Selected for Inspection? What to Expect
During Brake Safety Week, CVSA inspectors will primarily conduct the North American Standard Level I inspection, which covers a range of driver qualifications, documentation, and vehicle equipment conditions. There’s a detailed breakdown of the complete Level I process at the CVSA website, but here’s the focus in the brake system check:
- Loose or missing parts
- Air or hydraulic fluid leaks
- Worn linings, pads, drums, or rotors
- Mismatched air chamber sizes across axles
- Warning device functionality (such as antilock braking system indicator lights)
- Proper brake adjustment
When they can, inspectors will measure pushrod stroke to ensure brakes are in adjustment. Drivers can incur fines if more than 25 percent of a vehicle’s wheel-ends are noncompliant, and too many out-of-adjustment brakes can lead to an out-of-service violation. A dozen jurisdictions will also be using performance-based brake testing (PBBT) to measure vehicle braking efficiency.
Be Ready before Hitting the Road
Brake-related violations – including being out of adjustment – are consistently among the leading reasons for fines or vehicles being placed out of service during CVSA inspections. Prevention of these situations begins with proper maintenance practices in the shop and driver awareness during pre-trip checks.
Drivers should visually inspect brake components and listen for air system leaks during daily walk-arounds. It takes just a quick look at the wheel-ends to reveal damaged or loose-hanging air chambers, pushrods, or slack adjusters. It’s also pretty easy to check that slack adjusters on each axle are extended out to the same angle – if they’re different, that’s an indicator of an out-of-adjustment brake, or potentially, a broken spring brake power spring.
Getting under the vehicle once or twice a week should be sufficient for checking air disc brake rotors for cracks and inspecting the lining wear on drum brakes.
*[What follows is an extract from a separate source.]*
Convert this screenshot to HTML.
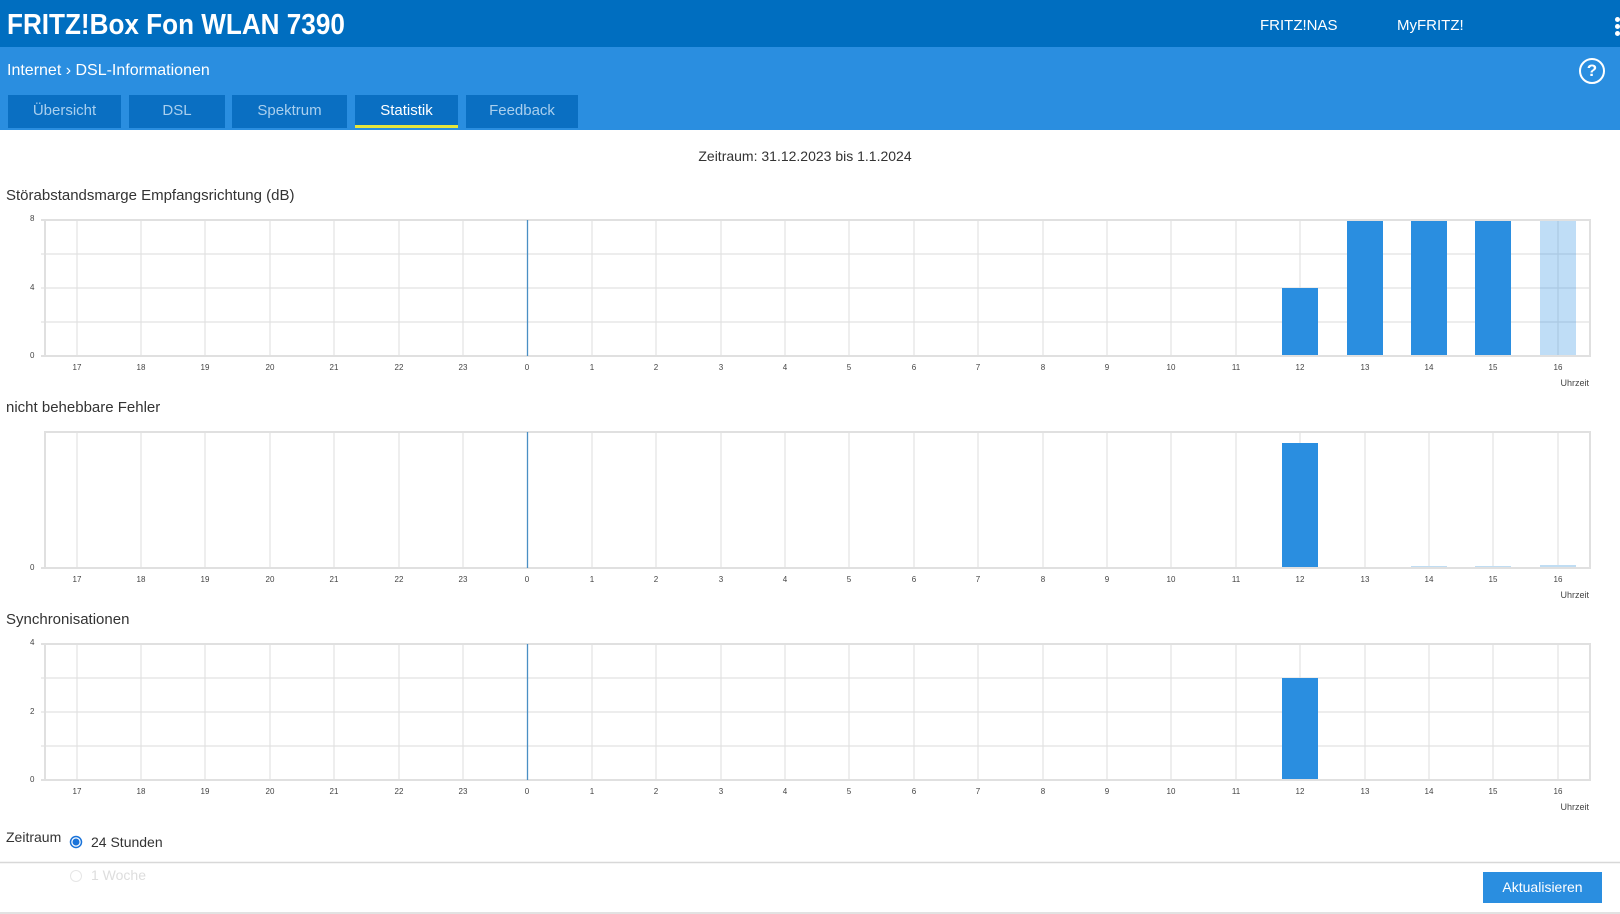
<!DOCTYPE html>
<html><head><meta charset="utf-8"><style>
*{margin:0;padding:0;box-sizing:border-box}
body{width:1620px;height:914px;overflow:hidden;background:#fff;font-family:"Liberation Sans",sans-serif;position:relative;color:#333}
.top{position:absolute;left:0;top:0;width:1620px;height:47px;background:#006ec0}
.title{position:absolute;left:7px;top:9px;font-size:29px;font-weight:bold;color:#fff;transform:scaleX(0.9);transform-origin:0 0}
.toplink{position:absolute;top:17px;font-size:15px;color:#fff}
.band{position:absolute;left:0;top:47px;width:1620px;height:83px;background:#2a8ee0}
.crumb{position:absolute;left:7px;top:15px;font-size:16px;color:#fff}
.tab{position:absolute;top:95px;height:33px;background:#0a6fc2;color:#a9cfee;font-size:15px;text-align:center;line-height:31px}
.tab.act{color:#fff;border-bottom:3px solid #e6e63c}
.help{position:absolute;left:1579px;top:11px;width:26px;height:26px;border:2.5px solid #fff;border-radius:50%;color:#fff;font-weight:bold;font-size:17px;text-align:center;line-height:21px}
.dots{position:absolute;left:1615px;top:17px;width:5px}
.dots i{display:block;width:5px;height:5px;border-radius:50%;background:#fff;margin-bottom:2px}
.h{position:absolute;left:6px;font-size:15px;color:#333}
svg{position:absolute;left:0;top:0}
</style></head><body>
<div class="top"><div class="title">FRITZ!Box Fon WLAN 7390</div>
<div class="toplink" style="left:1260px">FRITZ!NAS</div>
<div class="toplink" style="left:1397px">MyFRITZ!</div>
<div class="dots"><i></i><i></i><i></i></div></div>
<div class="band"><div class="crumb">Internet &#x203A; DSL-Informationen</div><div class="help">?</div></div>
<div class="tab" style="left:8px;width:113px">Übersicht</div>
<div class="tab" style="left:129px;width:96px">DSL</div>
<div class="tab" style="left:232px;width:115px">Spektrum</div>
<div class="tab act" style="left:355px;width:103px">Statistik</div>
<div class="tab" style="left:466px;width:112px">Feedback</div>
<div style="position:absolute;left:0;width:1610px;top:148px;text-align:center;font-size:14px;color:#333">Zeitraum: 31.12.2023 bis 1.1.2024</div>
<div class="h" style="top:187px">Störabstandsmarge Empfangsrichtung (dB)</div>
<div class="h" style="top:399px">nicht behebbare Fehler</div>
<div class="h" style="top:611px">Synchronisationen</div>

<svg width="1620" height="914" font-family="Liberation Sans, sans-serif" font-size="8" fill="#444">
<defs>
<g id="vg" stroke="#e2e2e2" stroke-width="1.2">
<line x1="77" y1="0" x2="77" y2="136"/><line x1="141" y1="0" x2="141" y2="136"/><line x1="205" y1="0" x2="205" y2="136"/><line x1="270" y1="0" x2="270" y2="136"/><line x1="334" y1="0" x2="334" y2="136"/><line x1="399" y1="0" x2="399" y2="136"/><line x1="463" y1="0" x2="463" y2="136"/><line x1="592" y1="0" x2="592" y2="136"/><line x1="656" y1="0" x2="656" y2="136"/><line x1="721" y1="0" x2="721" y2="136"/><line x1="785" y1="0" x2="785" y2="136"/><line x1="849" y1="0" x2="849" y2="136"/><line x1="914" y1="0" x2="914" y2="136"/><line x1="978" y1="0" x2="978" y2="136"/><line x1="1043" y1="0" x2="1043" y2="136"/><line x1="1107" y1="0" x2="1107" y2="136"/><line x1="1171" y1="0" x2="1171" y2="136"/><line x1="1236" y1="0" x2="1236" y2="136"/><line x1="1300" y1="0" x2="1300" y2="136"/><line x1="1365" y1="0" x2="1365" y2="136"/><line x1="1429" y1="0" x2="1429" y2="136"/><line x1="1493" y1="0" x2="1493" y2="136"/><line x1="1558" y1="0" x2="1558" y2="136"/>
</g>
</defs>
<g transform="translate(0,220)">
<use href="#vg"/>
<g stroke="#e2e2e2" stroke-width="1.2"><line x1="41" y1="34" x2="1590" y2="34"/><line x1="41" y1="68" x2="1590" y2="68"/><line x1="41" y1="102" x2="1590" y2="102"/></g>
<rect x="1282" y="68" width="36" height="68" fill="#2a8ee0"/>
<rect x="1347" y="0" width="36" height="136" fill="#2a8ee0"/>
<rect x="1411" y="0" width="36" height="136" fill="#2a8ee0"/>
<rect x="1475" y="0" width="36" height="136" fill="#2a8ee0"/>
<rect x="1540" y="0" width="36" height="136" fill="#2a8ee0" opacity="0.3"/>
<rect x="45" y="0" width="1545" height="136" fill="none" stroke="#e0e0e0" stroke-width="2"/>
<line x1="41" y1="0" x2="45" y2="0" stroke="#e0e0e0" stroke-width="2"/><line x1="41" y1="136" x2="45" y2="136" stroke="#e0e0e0" stroke-width="2"/>
<line x1="527.5" y1="0" x2="527.5" y2="136" stroke="#4a8fc4" stroke-width="1.3"/>
<text x="30" y="1">8</text><text x="30" y="70">4</text><text x="30" y="138">0</text>
<g text-anchor="middle"><text x="77" y="150">17</text><text x="141" y="150">18</text><text x="205" y="150">19</text><text x="270" y="150">20</text><text x="334" y="150">21</text><text x="399" y="150">22</text><text x="463" y="150">23</text><text x="527" y="150">0</text><text x="592" y="150">1</text><text x="656" y="150">2</text><text x="721" y="150">3</text><text x="785" y="150">4</text><text x="849" y="150">5</text><text x="914" y="150">6</text><text x="978" y="150">7</text><text x="1043" y="150">8</text><text x="1107" y="150">9</text><text x="1171" y="150">10</text><text x="1236" y="150">11</text><text x="1300" y="150">12</text><text x="1365" y="150">13</text><text x="1429" y="150">14</text><text x="1493" y="150">15</text><text x="1558" y="150">16</text></g>
<text x="1589" y="166" text-anchor="end" font-size="9">Uhrzeit</text>
</g>
<g transform="translate(0,432)">
<use href="#vg"/>
<rect x="1282" y="11" width="36" height="125" fill="#2a8ee0"/>
<rect x="1411" y="134" width="36" height="2" fill="#c0ddf3"/><rect x="1475" y="134" width="36" height="2" fill="#c0ddf3"/><rect x="1540" y="133" width="36" height="3" fill="#c0ddf3"/>
<rect x="45" y="0" width="1545" height="136" fill="none" stroke="#e0e0e0" stroke-width="2"/>
<line x1="41" y1="136" x2="45" y2="136" stroke="#e0e0e0" stroke-width="2"/>
<line x1="527.5" y1="0" x2="527.5" y2="136" stroke="#4a8fc4" stroke-width="1.3"/>
<text x="30" y="138">0</text>
<g text-anchor="middle"><text x="77" y="150">17</text><text x="141" y="150">18</text><text x="205" y="150">19</text><text x="270" y="150">20</text><text x="334" y="150">21</text><text x="399" y="150">22</text><text x="463" y="150">23</text><text x="527" y="150">0</text><text x="592" y="150">1</text><text x="656" y="150">2</text><text x="721" y="150">3</text><text x="785" y="150">4</text><text x="849" y="150">5</text><text x="914" y="150">6</text><text x="978" y="150">7</text><text x="1043" y="150">8</text><text x="1107" y="150">9</text><text x="1171" y="150">10</text><text x="1236" y="150">11</text><text x="1300" y="150">12</text><text x="1365" y="150">13</text><text x="1429" y="150">14</text><text x="1493" y="150">15</text><text x="1558" y="150">16</text></g>
<text x="1589" y="166" text-anchor="end" font-size="9">Uhrzeit</text>
</g>
<g transform="translate(0,644)">
<use href="#vg"/>
<g stroke="#e2e2e2" stroke-width="1.2"><line x1="41" y1="34" x2="1590" y2="34"/><line x1="41" y1="68" x2="1590" y2="68"/><line x1="41" y1="102" x2="1590" y2="102"/></g>
<rect x="1282" y="34" width="36" height="102" fill="#2a8ee0"/>
<rect x="45" y="0" width="1545" height="136" fill="none" stroke="#e0e0e0" stroke-width="2"/>
<line x1="41" y1="0" x2="45" y2="0" stroke="#e0e0e0" stroke-width="2"/><line x1="41" y1="136" x2="45" y2="136" stroke="#e0e0e0" stroke-width="2"/>
<line x1="527.5" y1="0" x2="527.5" y2="136" stroke="#4a8fc4" stroke-width="1.3"/>
<text x="30" y="1">4</text><text x="30" y="70">2</text><text x="30" y="138">0</text>
<g text-anchor="middle"><text x="77" y="150">17</text><text x="141" y="150">18</text><text x="205" y="150">19</text><text x="270" y="150">20</text><text x="334" y="150">21</text><text x="399" y="150">22</text><text x="463" y="150">23</text><text x="527" y="150">0</text><text x="592" y="150">1</text><text x="656" y="150">2</text><text x="721" y="150">3</text><text x="785" y="150">4</text><text x="849" y="150">5</text><text x="914" y="150">6</text><text x="978" y="150">7</text><text x="1043" y="150">8</text><text x="1107" y="150">9</text><text x="1171" y="150">10</text><text x="1236" y="150">11</text><text x="1300" y="150">12</text><text x="1365" y="150">13</text><text x="1429" y="150">14</text><text x="1493" y="150">15</text><text x="1558" y="150">16</text></g>
<text x="1589" y="166" text-anchor="end" font-size="9">Uhrzeit</text>
</g>
<circle cx="76" cy="842" r="5.5" fill="#fff" stroke="#1a73d9" stroke-width="1.5"/><circle cx="76" cy="842" r="3.5" fill="#1a73d9"/>
<circle cx="76" cy="876" r="5.5" fill="#fff" stroke="#e6e6e6" stroke-width="1"/>
<line x1="0" y1="862.5" x2="1620" y2="862.5" stroke="#d8d8d8" stroke-width="1.5"/>
<line x1="0" y1="913" x2="1620" y2="913" stroke="#d8d8d8" stroke-width="1.5"/>
</svg>
<div style="position:absolute;left:6px;top:829px;font-size:14px">Zeitraum</div>
<div style="position:absolute;left:91px;top:834px;font-size:14px">24 Stunden</div>
<div style="position:absolute;left:91px;top:867px;font-size:14px;color:#ddd">1 Woche</div>
<div style="position:absolute;left:1483px;top:872px;width:119px;height:31px;background:#2a8ee0;color:#fff;font-size:14px;text-align:center;line-height:31px">Aktualisieren</div>
</body></html>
And at least once a month, Bendix suggests checking the air system for moisture: Contamination can break down air system components (air seals, brake modulating valves, and brake chamber diaphragms, for instance) and cause air system leaks. Oil aerosols passed through the compressor can be particularly corrosive, so when it’s time for a replacement, Bendix advises using an oil-coalescing air dryer cartridge like the Bendix® PuraGuard®.
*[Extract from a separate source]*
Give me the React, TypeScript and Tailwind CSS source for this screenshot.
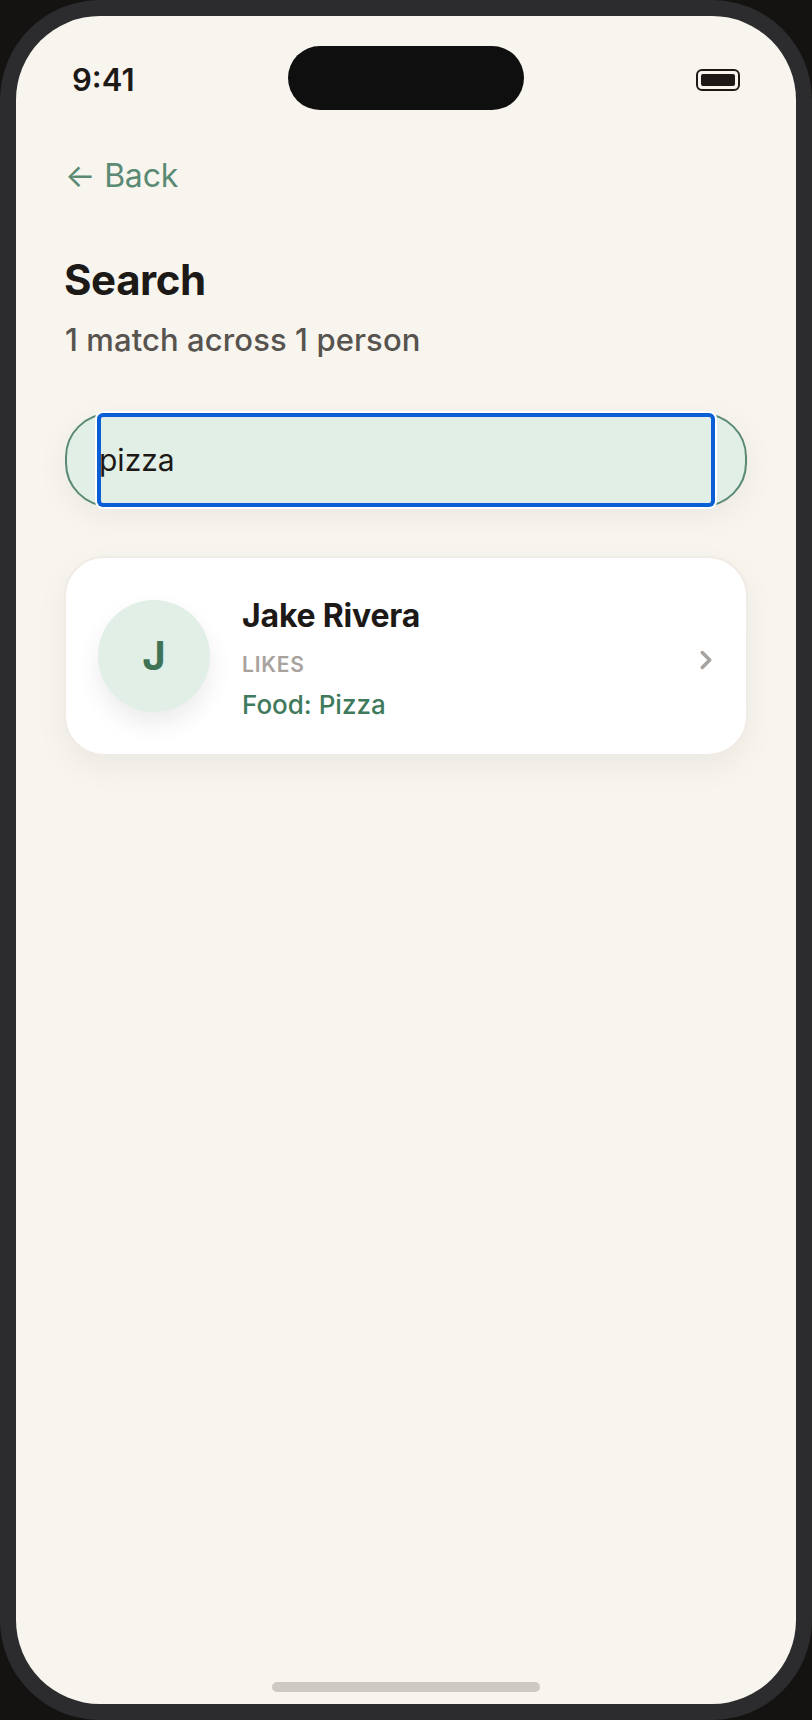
import { ChevronRight } from "lucide-react";

export default function App() {
  return (
    <div className="w-[812px] h-[1720px] bg-[#151312] font-['Inter',sans-serif] overflow-hidden">
      <div className="h-full rounded-[100px] bg-[#2c2c2e] p-4">
        <div className="relative h-full rounded-[84px] bg-[#f8f5ef] overflow-hidden flex flex-col">
          <div className="absolute top-[30px] left-[272px] w-[236px] h-[64px] rounded-full bg-[#0f0f0f]" />

          <div className="flex items-center justify-between pt-[52px] pl-[56px] pr-[56px]">
            <span className="text-[31px] leading-[24px] font-semibold text-[#1c1917]">9:41</span>
            <div className="w-[44px] h-[22px] rounded-[6px] border-2 border-[#1c1917] p-[3px]">
              <div className="h-full rounded-[2px] bg-[#1c1917]" />
            </div>
          </div>

          <div className="px-[49px]">
            <div className="mt-[64px] text-[32px] leading-[40px] tracking-[-0.2px] text-[#5a8a74]">← Back</div>

            <h1 className="mt-[60px] -ml-px text-[42px] leading-[48px] font-bold tracking-[-0.4px] text-[#1c1917]">Search</h1>
            <p className="mt-[18px] text-[31px] leading-[36px] font-medium tracking-[0.1px] text-[#57534e]">1 match across 1 person</p>

            <div className="mt-[55px] h-[94px] rounded-[44px] border-2 border-[#5a8a74] bg-[#e2efe7] shadow-[0_8px_32px_rgba(0,0,0,0.06)] relative">
              <input
                readOnly
                value="pizza"
                className="absolute left-[30px] right-[30px] -top-[2px] -bottom-[2px] rounded-[6px] bg-[#e2efe7] pl-[2px] text-[30px] text-[#1c1917] shadow-[inset_0_0_0_4px_#0a5fd6,0_0_0_2px_#ffffff] outline-none"
              />
            </div>

            <div className="mt-[49px] -mx-px h-[200px] rounded-[40px] border-2 border-[#f0ebe4] bg-white flex items-center pl-[32px] pr-[28px] shadow-[0_12px_32px_rgba(0,0,0,0.05)]">
              <div className="w-[112px] h-[112px] rounded-full bg-[#e2efe7] flex items-center justify-center text-[40px] font-bold text-[#3f7355] shadow-[0_12px_24px_rgba(0,0,0,0.08)]">
                J
              </div>
              <div className="ml-[32px] flex-1 pt-[5px]">
                <div className="text-[32px] leading-[40px] font-bold tracking-[-0.2px] text-[#1c1917]">Jake Rivera</div>
                <div className="mt-[17px] text-[21px] leading-[24px] font-semibold tracking-[0.8px] text-[#a8a29e]">LIKES</div>
                <div className="mt-[12px] text-[26px] leading-[32px] font-medium text-[#3f7a5c]">Food: Pizza</div>
              </div>
              <ChevronRight size={30} strokeWidth={2.8} className="mt-[8px] -mr-[3px] text-[#a8a29e]" />
            </div>
          </div>

          <div className="mt-auto mb-[12px] mx-auto w-[268px] h-[10px] rounded-full bg-[#cdc9c3]" />
        </div>
      </div>
    </div>
  );
}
In the garage, maintenance teams should grease generously. Insufficient greasing can leave gaps inside the brake components, like S-cam tubes or automatic slack adjusters, where condensation can form, causing rust and corrosion. Seals inside the S-cam tube are engineered to force old, excess grease out of the end of the tube near the slack adjuster.
Also: Make sure to check friction regularly for cracks, missing pieces, or degradation, while ensuring that the proper friction is used when relining. Not all replacement friction marketed as acceptable for federal stopping distance requirements will actually perform to the standard. Replace friction like-for-like to maintain OEM performance.
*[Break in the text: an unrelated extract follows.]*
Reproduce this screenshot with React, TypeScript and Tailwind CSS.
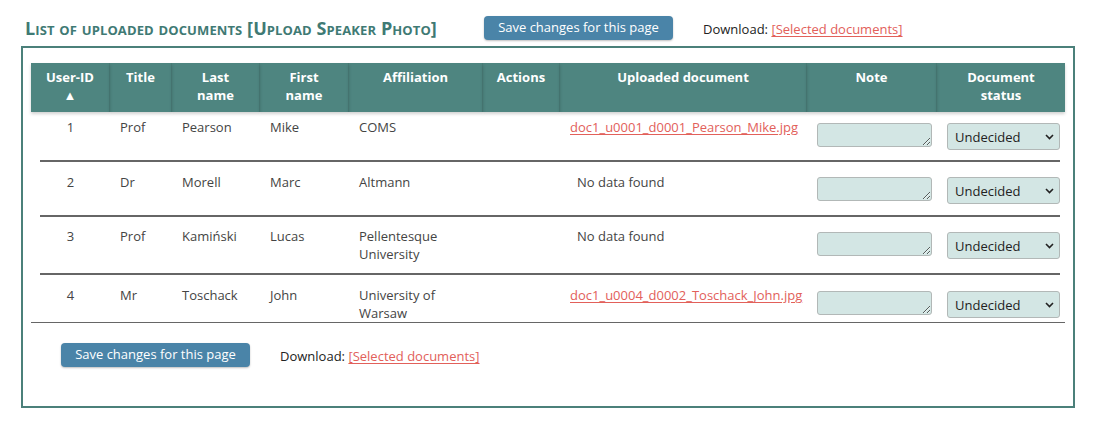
import React from "react";

const COLS = [
  "w-[79px]",
  "w-[62px]",
  "w-[88px]",
  "w-[89px]",
  "w-[134px]",
  "w-[77px]",
  "w-[247px]",
  "w-[130px]",
  "w-[128px]",
];

type Row = {
  id: number;
  title: string;
  last: string;
  first: string;
  aff: string[];
  doc: string | null;
  pt: string;
  ctrl: string;
  h: string;
};

const ROWS: Row[] = [
  { id: 1, title: "Prof", last: "Pearson", first: "Mike", aff: ["COMS"], doc: "doc1_u0001_d0001_Pearson_Mike.jpg", pt: "pt-[6px]", ctrl: "pt-[11px]", h: "h-[48px]" },
  { id: 2, title: "Dr", last: "Morell", first: "Marc", aff: ["Altmann"], doc: null, pt: "pt-[11px]", ctrl: "pt-[15px]", h: "h-[53px]" },
  { id: 3, title: "Prof", last: "Kamiński", first: "Lucas", aff: ["Pellentesque", "University"], doc: null, pt: "pt-[10px]", ctrl: "pt-[15px]", h: "h-[56px]" },
  { id: 4, title: "Mr", last: "Toschack", first: "John", aff: ["University of", "Warsaw"], doc: "doc1_u0004_d0002_Toschack_John.jpg", pt: "pt-[11px]", ctrl: "pt-[16px]", h: "h-[47px]" },
];

function SaveButton() {
  return (
    <button className="h-[24px] w-[189px] rounded-[4px] bg-[#4a84a8] text-[13px] text-white shadow-[0_1px_2px_rgba(0,0,0,0.25)]">
      Save changes for this page
    </button>
  );
}

function Download() {
  return (
    <span className="text-[13px] text-[#222]">
      Download:{" "}
      <a href="#" className="text-[#e2605a] underline underline-offset-2">
        [Selected documents]
      </a>
    </span>
  );
}

function Status() {
  return (
    <div className="relative w-[113px]">
      <select className="h-[27px] w-full appearance-none rounded-[3px] border border-[#b2b8b7] bg-[#d3e6e4] pl-[7px] text-[13px] text-[#222] outline-none">
        <option>Undecided</option>
      </select>
      <svg
        className="pointer-events-none absolute right-[6px] top-[11px]"
        width="9"
        height="6"
        viewBox="0 0 9 6"
        fill="none"
        stroke="#222"
        strokeWidth="1.6"
      >
        <path d="M1 1l3.5 3.5L8 1" />
      </svg>
    </div>
  );
}

export default function App() {
  const headers = [
    ["User-ID", "▲"],
    ["Title"],
    ["Last", "name"],
    ["First", "name"],
    ["Affiliation"],
    ["Actions"],
    ["Uploaded document"],
    ["Note"],
    ["Document", "status"],
  ];

  return (
    <div className="h-[430px] w-[1096px] bg-white font-['Open_Sans',sans-serif]">
      <div className="flex h-[46px] items-center pl-[25px] pt-[10px]">
        <div className="w-[459px] text-[18px] font-bold leading-none tracking-[0.1px] text-[#3f7a74] [font-variant:small-caps]">
          List of uploaded documents [Upload Speaker Photo]
        </div>
        <SaveButton />
        <div className="ml-[30px]">
          <Download />
        </div>
      </div>

      <div className="mx-[21px] h-[362px] border-2 border-[#4b807a] px-[8px] pt-[15px]">
        <div className="flex bg-[#4e8580]">
          {headers.map((lines, i) => (
            <div
              key={i}
              className={`${COLS[i]} h-[49px] border-r border-[#497c77] pt-[5px] text-center text-[13px] font-bold leading-[18px] text-white shadow-[0_2px_3px_rgba(0,0,0,0.18)] last:border-r-0`}
            >
              {lines.map((l) => (
                <div key={l}>{l}</div>
              ))}
            </div>
          ))}
        </div>

        {ROWS.map((r, idx) => (
          <div key={r.id}>
            <div className={`flex ${r.h} text-[13px] leading-[18px] text-[#444]`}>
              <div className={`${COLS[0]} ${r.pt} text-center`}>{r.id}</div>
              <div className={`${COLS[1]} ${r.pt} pl-[10px]`}>{r.title}</div>
              <div className={`${COLS[2]} ${r.pt} pl-[10px]`}>{r.last}</div>
              <div className={`${COLS[3]} ${r.pt} pl-[10px]`}>{r.first}</div>
              <div className={`${COLS[4]} ${r.pt} pl-[10px]`}>
                {r.aff.map((a) => (
                  <div key={a}>{a}</div>
                ))}
              </div>
              <div className={`${COLS[5]} ${r.pt}`} />
              <div className={`${COLS[6]} ${r.pt} pl-[10px]`}>
                {r.doc ? (
                  <a href="#" className="text-[#e2605a] underline underline-offset-2">
                    {r.doc}
                  </a>
                ) : (
                  <span className="pl-[7px]">No data found</span>
                )}
              </div>
              <div className={`${COLS[7]} ${r.ctrl} pl-[10px]`}>
                <textarea className="block h-[24px] w-[115px] rounded-[3px] border border-[#b2b8b7] bg-[#d3e6e4] outline-none" />
              </div>
              <div className={`${COLS[8]} ${r.ctrl} pl-[10px]`}>
                <Status />
              </div>
            </div>
            {idx < ROWS.length - 1 ? (
              <div className="ml-[9px] mr-[5px] h-[2px] bg-[#666]" />
            ) : (
              <div className="h-px bg-[#666]" />
            )}
          </div>
        ))}

        <div className="flex items-center pl-[30px] pt-[20px]">
          <SaveButton />
          <div className="ml-[30px]">
            <Download />
          </div>
        </div>
      </div>
    </div>
  );
}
Finally, refer to the infographic below for tips on the different needs of disc and drum brakes.
All of this matters for the purposes of passing inspections, yes. But it matters for another vital reason as well. While today’s advanced commercial vehicle safety technologies are more effective and complex than ever, their safe operation still depends on the basic physics of a properly maintained braking system, supported by a team of professional technicians and regular, thorough maintenance practices.